Hampden will be limited to a capacity of 12,000 for the Czech Republic game and Scotland’s final group-stage encounter against Croatia on June 22, but even that will offer a significant boost to Steve Clarke’s players, according to Robertson.
“It will make a huge difference,” he said. “Premier League players managed to experience fans back in for the last week of the season. It made a huge difference, of course it did.
“Football without fans is nothing. Over the last couple of months you’ve really seen that come through, for different reasons.
“Football’s not football without a full stadium. It won’t be full but it’s a good start from what the world’s had to deal with and to have 12,000 in Hampden will make a huge difference.
“I am sure those that are lucky enough to get in there will be excited and hopefully they can cheer the team on.
“I believe the country will get right behind this team and hopefully we feel that.”
Robertson conceded that Scotland and the Czech Republic will be less fancied to advance out of Group D than England and Croatia, which makes Monday’s game between them even more crucial.
“Both of us are probably underdogs going into the group with Croatia and England in it, but both teams want to prove the people wrong who think we will be going home,” he said.
“That’s why the first game will be tough.
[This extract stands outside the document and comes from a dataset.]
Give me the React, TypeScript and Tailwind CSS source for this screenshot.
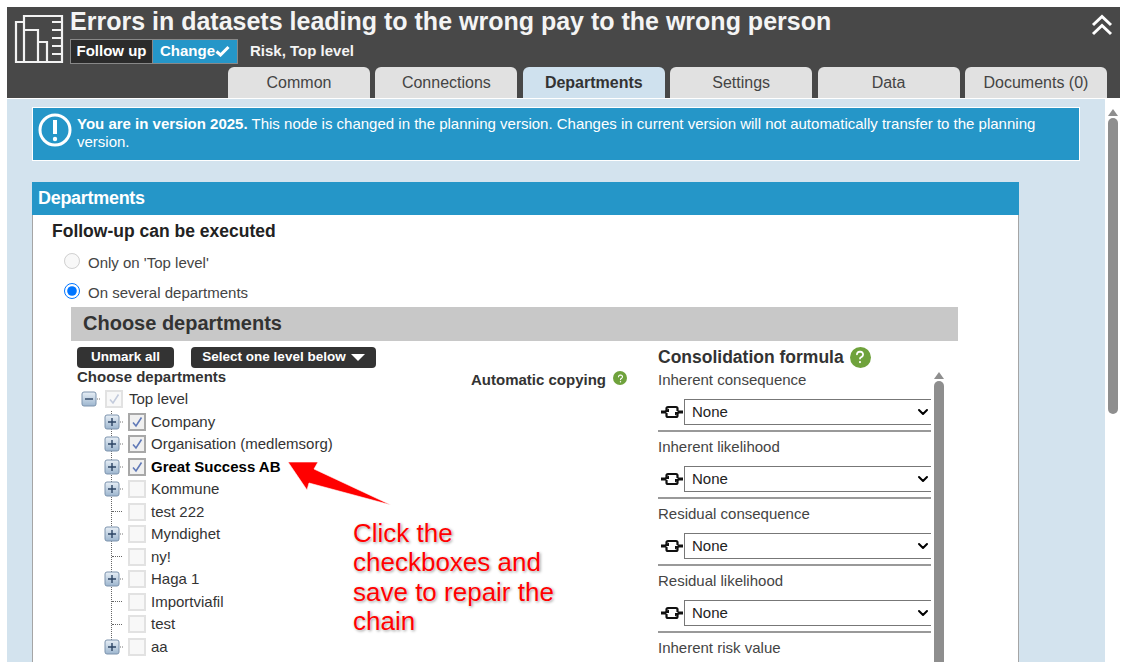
import { FaQuestion } from "react-icons/fa6";
import { ChevronDown } from "lucide-react";

const tabs = ["Common", "Connections", "Departments", "Settings", "Data", "Documents (0)"];

const treeRows = [
  { label: "Company", checked: true, plus: true },
  { label: "Organisation (medlemsorg)", checked: true, plus: true },
  { label: "Great Success AB", checked: true, plus: true, bold: true },
  { label: "Kommune", plus: true },
  { label: "test 222" },
  { label: "Myndighet", plus: true },
  { label: "ny!" },
  { label: "Haga 1", plus: true },
  { label: "Importviafil" },
  { label: "test" },
  { label: "aa", plus: true },
];

const formulas = [
  "Inherent consequence",
  "Inherent likelihood",
  "Residual consequence",
  "Residual likelihood",
  "Inherent risk value",
];

const Logo = () => (
  <svg width="50" height="50" viewBox="0 0 50 50" fill="none" stroke="#f2f2f2" strokeWidth="2.2" className="shrink-0">
    <path d="M10 2h38v46H10z" />
    <path d="M10 8H2v40h30" />
    <path d="M10 16h14v32M24 28h9v20M38 8h10M38 16h10M38 24h10M38 32h10M38 40h10" />
  </svg>
);

const TreeToggle = ({ minus }: { minus?: boolean }) => (
  <svg width="22" height="16" viewBox="0 0 22 16" className="shrink-0">
    <defs>
      <linearGradient id="toggle" x1="0" y1="0" x2="0" y2="1">
        <stop offset="0" stopColor="#e8eff6" />
        <stop offset="1" stopColor="#9db6cf" />
      </linearGradient>
    </defs>
    <rect x="1" y="1" width="14" height="14" rx="2" fill="url(#toggle)" stroke="#7c93ad" />
    <path d={minus ? "M4 8h8" : "M4 8h8M8 4v8"} stroke="#2c4464" strokeWidth="1.4" />
    <path d="M16 8h4" stroke="#777" strokeDasharray="1 1" />
  </svg>
);

const TreeCheck = ({ checked, faded }: { checked?: boolean; faded?: boolean }) => (
  <div
    className={`w-[18px] h-[18px] shrink-0 border-2 flex items-center justify-center ${
      checked && !faded ? "border-[#a8a8a8] bg-[#f0f0f0]" : "border-[#e2e2e2] bg-[#f8f8f8]"
    }`}
  >
    {checked && (
      <svg width="12" height="12" viewBox="0 0 12 12" fill="none">
        <path d="M2 6.5 5 10 10.5 1.5" stroke={faded ? "#c3cbdc" : "#6079b8"} strokeWidth="1.6" />
      </svg>
    )}
  </div>
);

const LinkIcon = () => (
  <svg width="22" height="14" viewBox="0 0 22 14" className="shrink-0">
    <path d="M5.5 6V3.5a1.5 1.5 0 0 1 1.5-1.5h8a1.5 1.5 0 0 1 1.5 1.5V6M16.5 8v2.5a1.5 1.5 0 0 1-1.5 1.5H7a1.5 1.5 0 0 1-1.5-1.5V8" fill="none" stroke="#111" strokeWidth="2.2" />
    <path d="M0 7h5.5M16.5 7H22" stroke="#111" strokeWidth="2.8" />
    <path d="M2 7l6-3.5V7zM20 7l-6 3.5V7z" fill="#111" />
  </svg>
);

const App = () => {
  return (
    <div className="relative w-[1128px] h-[662px] overflow-hidden bg-white pt-[7px] pl-[7px] pr-[8px] font-['Liberation_Sans',Arial,sans-serif] text-[#222]">
      <header className="h-[91px] bg-[#484848] flex flex-col">
        <div className="flex flex-1 pl-[7px] pt-[2px] pr-[6px]">
          <div className="pt-[5px]">
            <Logo />
          </div>
          <div className="ml-[6px] flex-1">
            <h1 className="text-[25px] leading-[25px] font-bold text-[#f4f4f4]">
              Errors in datasets leading to the wrong pay to the wrong person
            </h1>
            <div className="flex items-center mt-[5px]">
              <span className="h-[25px] w-[83px] border border-[#888] bg-[#2b2b2b] text-white text-[15px] font-bold flex items-center justify-center">
                Follow up
              </span>
              <span className="h-[25px] w-[85px] border border-[#888] border-l-0 bg-[#2596c8] text-white text-[15px] font-bold flex items-center justify-center">
                Change
                <svg width="15" height="12" viewBox="0 0 15 12" fill="none" className="-mt-[2px]">
                  <path d="M1.5 6.5 5.5 10 13.5 2" stroke="white" strokeWidth="3" />
                </svg>
              </span>
              <span className="ml-[12px] text-[15px] font-bold text-[#f4f4f4]">Risk, Top level</span>
            </div>
          </div>
          <svg width="22" height="22" viewBox="0 0 22 22" fill="none" stroke="white" strokeWidth="3" className="mt-[5px] mr-[1px]">
            <path d="M2 11 11 2.5 20 11M2 20l9-8.5L20 20" />
          </svg>
        </div>
        <nav className="flex gap-[5.4px] pl-[221px] h-[31px]">
          {tabs.map((tab) => (
            <div
              key={tab}
              className={`w-[142px] rounded-t-[6px] flex items-center justify-center text-[16px] ${
                tab === "Departments" ? "bg-[#cfe1ee] font-bold text-[#333]" : "bg-[#e1e1e1] text-[#444]"
              }`}
            >
              {tab}
            </div>
          ))}
        </nav>
      </header>

      <div className="flex h-[564px] mt-[1px]">
        <main className="w-[1098px] shrink-0 bg-[#d3e3ee] pt-[8px] pl-[25px] overflow-hidden">
          <div className="w-[1048px] h-[54px] bg-[#2596c8] border border-white flex items-start text-white text-[15px] leading-[17.5px]">
            <svg width="34" height="34" viewBox="0 0 34 34" className="shrink-0 ml-[5px] mt-[5px]" fill="none">
              <circle cx="17" cy="17" r="15" stroke="white" strokeWidth="3" />
              <path d="M17 7v14" stroke="white" strokeWidth="4" />
              <circle cx="17" cy="26" r="2.2" fill="white" />
            </svg>
            <p className="ml-[5px] mt-[7px] w-[970px]">
              <b>You are in version 2025.</b> This node is changed in the planning version. Changes in current version
              will not automatically transfer to the planning version.
            </p>
          </div>

          <section className="w-[987px] mt-[21px] bg-white border-x border-[#a5a5a5] h-[600px]">
            <h2 className="h-[33px] -mx-px bg-[#2596c8] text-white text-[18px] font-bold leading-[33px] pl-[6px] tracking-[-0.3px]">
              Departments
            </h2>
            <div className="pl-[19px] pt-[6px]">
              <h3 className="text-[17.5px] leading-[20px] font-bold">Follow-up can be executed</h3>
              <label className="flex items-center h-[30px] mt-[7px] pl-[12px] text-[15px] text-[#444]">
                <input type="radio" disabled className="w-[16px] h-[16px] m-0 mb-[4px] mr-[8px]" />
                Only on 'Top level'
              </label>
              <label className="flex items-center h-[30px] pl-[12px] text-[15px] text-[#444]">
                <input type="radio" defaultChecked className="w-[16px] h-[16px] m-0 mb-[4px] mr-[8px]" />
                On several departments
              </label>

              <div className="ml-[19px] w-[887px] mt-[-1px]">
                <div className="h-[34px] bg-[#c8c8c8] text-[20px] font-bold text-[#333] leading-[32px] pl-[12px]">
                  Choose departments
                </div>
                <div className="flex">
                  <div className="w-[400px] pl-[6px] pt-[6px] shrink-0">
                    <div className="flex gap-[17px]">
                      <button className="h-[21px] w-[97px] rounded-[4px] bg-[#333] text-white text-[13.5px] font-bold">
                        Unmark all
                      </button>
                      <button className="h-[21px] w-[185px] rounded-[4px] bg-[#333] text-white text-[13.5px] font-bold flex items-center justify-center gap-[5px]">
                        Select one level below
                        <span className="w-0 h-0 border-x-[7px] border-x-transparent border-t-[7px] border-t-white" />
                      </button>
                    </div>
                    <div className="text-[15px] leading-[16px] font-bold text-[#333] mt-[1px]">Choose departments</div>
                    <div className="flex items-center h-[22.5px] pl-[4px] gap-[2px] mt-[3px] text-[15px] text-[#333]">
                      <TreeToggle minus />
                      <TreeCheck checked faded />
                      <span className="ml-[4px]">Top level</span>
                    </div>
                    <div className="relative pl-[27px]">
                      <div className="absolute left-[34px] top-0 bottom-[10px] border-l border-dotted border-[#666]" />
                      {treeRows.map((row) => (
                        <div key={row.label} className="relative flex items-center h-[22.5px] gap-[2px] text-[15px] text-[#333]">
                          {row.plus ? (
                            <TreeToggle />
                          ) : (
                            <div className="w-[22px] shrink-0 pl-[8px]">
                              <div className="w-[10px] border-t border-dotted border-[#666]" />
                            </div>
                          )}
                          <TreeCheck checked={row.checked} />
                          <span className={`ml-[3px] ${row.bold ? "font-bold text-black" : ""}`}>{row.label}</span>
                        </div>
                      ))}
                    </div>
                  </div>

                  <div className="w-[187px] shrink-0 pt-[30px] text-[15px] leading-[18px] font-bold text-[#333]">
                    <span className="inline-flex items-start gap-[7px]">
                      Automatic copying
                      <span className="w-[14px] h-[14px] rounded-full bg-[#6fa23c] flex items-center justify-center">
                        <FaQuestion className="w-[9px] h-[9px] text-white" />
                      </span>
                    </span>
                  </div>

                  <div className="relative w-[286px] pt-[5px]">
                    <div className="flex items-center gap-[6px] text-[17.5px] leading-[22px] font-bold text-[#333]">
                      Consolidation formula
                      <span className="w-[21px] h-[21px] rounded-full bg-[#6fa23c] flex items-center justify-center">
                        <FaQuestion className="w-[14px] h-[14px] text-white" />
                      </span>
                    </div>
                    {formulas.map((name) => (
                      <div key={name} className="w-[273px] h-[67px]">
                        <div className="text-[15px] leading-[17px] pt-[3px] h-[31px] text-[#444] box-border">{name}</div>
                        <div className="flex items-center gap-[1px] pl-[3px] pb-[5px] border-b-2 border-[#999]">
                          <LinkIcon />
                          <div className="relative w-[247px] overflow-hidden">
                            <select className="block appearance-none w-[249px] h-[26px] border border-[#777] bg-white text-[15px] text-[#222] pl-[7px]">
                              <option>None</option>
                            </select>
                            <ChevronDown className="absolute right-0 top-[5px] w-[16px] h-[16px] text-black pointer-events-none" strokeWidth={3} />
                          </div>
                        </div>
                      </div>
                    ))}
                    {/* inner scroll bar */}
                    <div className="absolute left-[274px] top-[28px] bottom-0 w-[13px] flex flex-col items-center pt-[3px]">
                      <span className="w-0 h-0 border-x-[5px] border-x-transparent border-b-[7px] border-b-[#8e8e8e]" />
                      <span className="w-[10px] flex-1 mt-[2px] rounded-t-full bg-[#8e8e8e]" />
                    </div>
                  </div>
                </div>
              </div>
            </div>
          </section>
        </main>
        <aside className="w-[15px] flex flex-col items-center pt-[10px]">
          <span className="w-0 h-0 border-x-[5px] border-x-transparent border-b-[7px] border-b-[#8e8e8e]" />
          <span className="w-[10px] h-[296px] mt-[2px] rounded-full bg-[#8e8e8e]" />
        </aside>
      </div>

      {/* screenshot annotation */}
      <svg className="absolute left-[280px] top-[450px]" width="120" height="65" viewBox="0 0 120 65">
        <path d="M8 12 38 12 34 19 111 55 29 33 27 40Z" fill="#f00" stroke="#fff" strokeOpacity="0.6" />
      </svg>
      <p className="absolute left-[353px] top-[519px] w-[230px] text-[26px] leading-[29.3px] text-[#f00] [text-shadow:0_0_2px_#fff,1px_1px_3px_#888]">
        Click the
        <br />
        checkboxes and
        <br />
        save to repair the
        <br />
        chain
      </p>
    </div>
  );
};

export default App;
All three games in the group stage are going to be crucial in different ways but you want to get off to a good start.
“Everyone in the tournament will want to get the first three points on the board.
“We will be looking to get the three points and it would put us in a really good position, especially going into the England game [on June 18].
“We will be ready come kick-off and it will be up to us to show all the qualities we have shown over the last two years to get us here on the big stage.
“By looking at training and the squad just now, I do believe we will be able to do it.”